Ein ganzes Rudel Katzen beißt sich in die Schwänze

Als größtes Risiko für Ungarns Ökonomie schätzt die stellvertretende Gouverneurin der Nationalbank, Júlia Király, das vergleichsweise "geringe Wachstumspotential" des Landes ein, das sich auch schon vor Ausbruch der Krise als Hemmschuh bemerkbar gemacht hatte. Die größte Wachstumsbremse des Landes sei vor allem die geringe Beschäftigungsquote. Ungarn leiste sich immer noch ein Sozialsystem, dass arbeitsfähige Menschen nicht zur Arbeit animiere, sagte Király bei einer Wirtschaftskonferenz am Mittwoch in Budapest. Das Gegenmittel dazu wäre die "Überholung der Sozialausgaben". Indirekt angesprochen wird dabei natürlich das Thema der Grau- und Schwarzwirtschaft, mit dem sich viele Nicht-Werktätige ganz gut über Wasser halten. Dabei kommt man aber wiederum zwangsläufig auf die Arbeitskosten, Abgaben, Steuern zu sprechen, wobei sich hier gleich ein ganzes Rudel Katzen in ihre Schwänze beißt.

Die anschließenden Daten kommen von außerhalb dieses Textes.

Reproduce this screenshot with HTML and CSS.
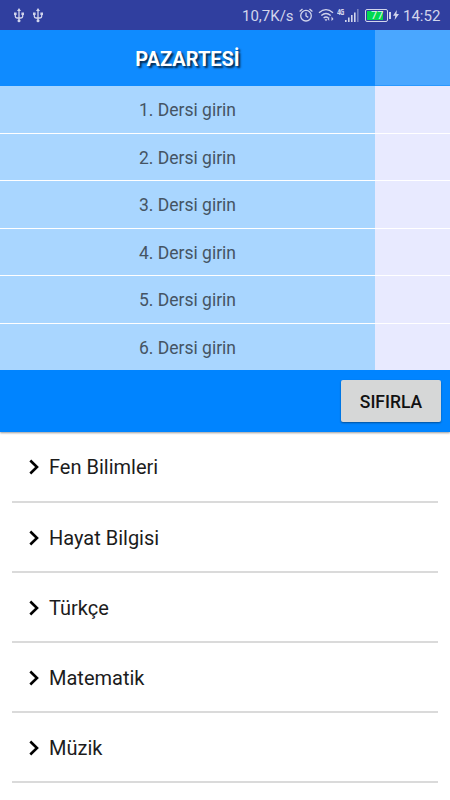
FILE: index.html
```html
<!DOCTYPE html>
<html lang="tr">
<head>
    <meta charset="UTF-8">
    <meta name="viewport" content="width=device-width, initial-scale=1.0">
    <title>Ders Programı</title>
    <link rel="stylesheet" href="styles.css">
</head>
<body>
    <header class="status-bar">
        <div class="status-left">
            <svg class="usb" viewBox="0 0 10 15"><path d="M5 2v11M1.300 5v3.300q0 1.700 1.700 1.700h4q1.700 0 1.700-1.700V5"/><path class="fill" d="M5 0l2 3H3zM0 4.500h2.600v2.500H0zM7.400 4.500H10v2.500H7.400z"/><circle class="fill" cx="5" cy="12.800" r="1.500"/></svg>
            <svg class="usb" viewBox="0 0 10 15"><path d="M5 2v11M1.300 5v3.300q0 1.700 1.700 1.700h4q1.700 0 1.700-1.700V5"/><path class="fill" d="M5 0l2 3H3zM0 4.500h2.600v2.500H0zM7.400 4.500H10v2.500H7.400z"/><circle class="fill" cx="5" cy="12.800" r="1.500"/></svg>
        </div>
        <div class="status-right">
            <span class="speed">10,7K/s</span>
            <svg class="alarm" viewBox="0 0 14 14"><circle cx="7" cy="7.700" r="5.300"/><path d="M7 4.500v3.500l2.300 1.400M.6 3.400L3.500 1M13.400 3.400L10.500 1"/></svg>
            <svg class="wifi" viewBox="0 0 17 14"><path d="M1 4.700q7-6 14 0M3.300 7.500q4.700-4 9.400 0M5.600 10q2.400-2 4.800 0"/><path class="fill" d="M6.500 11.200h3L8 13.200zM11.200 8.500v4.500l-1.500-2zM13.500 8.500v4.500l2-2z"/></svg>
            <div class="mobile">
                <span class="net">4G</span>
                <svg class="signal" viewBox="0 0 14 14"><path class="fill" d="M0 12h1.600v2H0zM3 9.500h1.600V14H3zM6 7h1.600v7H6zM9 4.500h1.600V14H9z"/><path class="dim" d="M12 1h1.600v13H12z"/></svg>
            </div>
            <div class="battery"><span class="level">77</span></div>
            <svg class="bolt" viewBox="0 0 6 10"><path class="fill" d="M3.800 0L0 5.800h2.300L1.600 10 6 4.100H3.500z"/></svg>
            <span class="clock">14:52</span>
        </div>
    </header>

    <section class="schedule">
        <div class="day">
            <h1 class="day-title">PAZARTESİ</h1>
            <div class="lesson">1. Dersi girin</div>
            <div class="lesson">2. Dersi girin</div>
            <div class="lesson">3. Dersi girin</div>
            <div class="lesson">4. Dersi girin</div>
            <div class="lesson">5. Dersi girin</div>
            <div class="lesson">6. Dersi girin</div>
        </div>
        <div class="day next-day">
            <div class="day-title"></div>
            <div class="lesson"></div>
            <div class="lesson"></div>
            <div class="lesson"></div>
            <div class="lesson"></div>
            <div class="lesson"></div>
            <div class="lesson"></div>
        </div>
    </section>

    <div class="toolbar">
        <button class="reset">SIFIRLA</button>
    </div>

    <ul class="subjects">
        <li><svg class="arrow" viewBox="0 0 10 16"><path d="M1.300 1.500L8 8l-6.700 6.500"/></svg>Fen Bilimleri</li>
        <li><svg class="arrow" viewBox="0 0 10 16"><path d="M1.300 1.500L8 8l-6.700 6.500"/></svg>Hayat Bilgisi</li>
        <li><svg class="arrow" viewBox="0 0 10 16"><path d="M1.300 1.500L8 8l-6.700 6.500"/></svg>Türkçe</li>
        <li><svg class="arrow" viewBox="0 0 10 16"><path d="M1.300 1.500L8 8l-6.700 6.500"/></svg>Matematik</li>
        <li><svg class="arrow" viewBox="0 0 10 16"><path d="M1.300 1.500L8 8l-6.700 6.500"/></svg>Müzik</li>
    </ul>
</body>
</html>
```

FILE: styles.css
```css
* {
    box-sizing: border-box;
}

body {
    margin: 0;
    height: 100vh;
    overflow: hidden;
    background: #fff;
    font-family: Roboto, sans-serif;
    color: #1c1c1c;
}

/* Status bar */
.status-bar {
    height: 30px;
    padding: 0 10px 0 14px;
    display: flex;
    justify-content: space-between;
    align-items: center;
    background: #303f9f;
    color: #d2d5ec;
}

.status-bar svg {
    fill: none;
    stroke: #d2d5ec;
    stroke-width: 1.3;
    flex-shrink: 0;
}

.status-bar svg .fill {
    fill: #d2d5ec;
    stroke: none;
}

.status-bar svg .dim {
    fill: #7580bf;
    stroke: none;
}

.status-left {
    display: flex;
    gap: 9px;
}

.usb {
    width: 10px;
    height: 15px;
}

.status-right {
    display: flex;
    align-items: center;
    font-size: 15px;
    line-height: 30px;
}

.speed {
    width: 51px;
    margin-right: 6px;
    white-space: nowrap;
    padding-top: 1px;
}

.alarm {
    width: 14px;
    height: 14px;
    margin-right: 5px;
}

.wifi {
    width: 17px;
    height: 14px;
    margin-right: 2px;
}

.mobile {
    display: flex;
    width: 22px;
    margin-right: 6px;
}

.net {
    width: 8px;
    font-family: "Open Sans", sans-serif;
    font-size: 8px;
    font-weight: 700;
    line-height: 8px;
    letter-spacing: -1px;
    transform: scaleX(0.8);
    transform-origin: left;
}

.signal {
    width: 14px;
    height: 14px;
}

.battery {
    position: relative;
    width: 23px;
    height: 13px;
    padding: 1px;
    margin-right: 5px;
    border: 1px solid #d2d5ec;
    border-radius: 2px;
}

.battery::after {
    content: '';
    position: absolute;
    right: -4px;
    top: 2px;
    width: 2px;
    height: 7px;
    background: #d2d5ec;
}

.level {
    display: block;
    width: 16px;
    height: 9px;
    padding-left: 4px;
    background: #00d84f;
    color: #e8f5ee;
    font-size: 11px;
    line-height: 10px;
}

.bolt {
    width: 6px;
    height: 12px;
    margin-right: 4px;
}

.clock {
    width: 37px;
    padding-top: 1px;
    white-space: nowrap;
}

/* Schedule */
.schedule {
    height: 340px;
    display: flex;
    overflow: hidden;
}

.day {
    width: 375px;
    flex-shrink: 0;
    background: #a9d6ff;
}

.day-title {
    height: 56px;
    margin: 0;
    padding-top: 1px;
    background: #0f8bff;
    color: #fff;
    font-size: 20px;
    font-weight: 700;
    line-height: 56px;
    text-align: center;
    text-shadow: 2px 2px 2px rgba(0, 0, 0, 0.7);
}

.lesson {
    height: 47.5px;
    border-bottom: 1px solid #fff;
    color: #455463;
    font-size: 17.5px;
    line-height: 49px;
    text-align: center;
}

.lesson:last-child {
    border-bottom: none;
}

.next-day {
    background: #e8eaff;
}

.next-day .day-title {
    background: #4aa7ff;
    border-bottom: 1px solid #2a99ff;
}

/* Toolbar */
.toolbar {
    height: 62px;
    padding: 10px 9px 0 0;
    display: flex;
    justify-content: flex-end;
    align-items: flex-start;
    background: #0084ff;
    box-shadow: 0 1px 2px rgba(0, 0, 0, 0.4);
}

.reset {
    width: 100px;
    height: 42px;
    padding: 2px 0 0;
    border: none;
    border-radius: 2px;
    background: #d6d7d7;
    box-shadow: 0 1px 2px rgba(0, 0, 0, 0.4);
    color: #111;
    font-family: Roboto, sans-serif;
    font-size: 17.5px;
    font-weight: 500;
}

/* Subject list */
.subjects {
    list-style: none;
    margin: 0;
    padding: 0 12px;
}

.subjects li {
    height: 70px;
    padding: 1px 0 0 17px;
    display: flex;
    align-items: center;
    border-bottom: 2px solid #dadada;
    font-size: 20px;
}

.subjects li:first-child {
    height: 71px;
}

.arrow {
    width: 10px;
    height: 16px;
    margin-right: 10px;
    fill: none;
    stroke: #000;
    stroke-width: 2.6;
}
```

Wer aber die Lebensumstände und finanzielle Ausstattung derjenigen kennt, die gefeuert wurden, wirklich keine Arbeit finden oder in prekären Dienstverhältnissen vegetieren, kann die MNB-Haltung nur als abgehobenes Gefasel bilanzfixierter Finanzautisten bezeichnen. Es fiel kein Wort z.B. über die notwendigen Investitionen in den Bildungssektor, der die Aufgabe hätte (unter anderem) eine halbe Millionen - oft unterqualifizierte - Roma des Landes eine Anschlussmöglichkeit an das Wirtschaftssystem zu ermöglichen. Das Land sei immer noch verwundbar, mahnte die MNB-Gouvernante zum Schluss ihrer Ausführungen, meinte damit aber nicht die gesamtgesellschaftliche Verwundung, die ein Land politisch zerrissen hat und es in Agonie darniederliegen läßt, sondern lediglich die Zinsrate für Devisen-Anleihen. Damit ist gesagt, dass es einem Land dann gut geht, wenn es billiger Schulden machen kann als andere. Das ist der Fluch des Systems.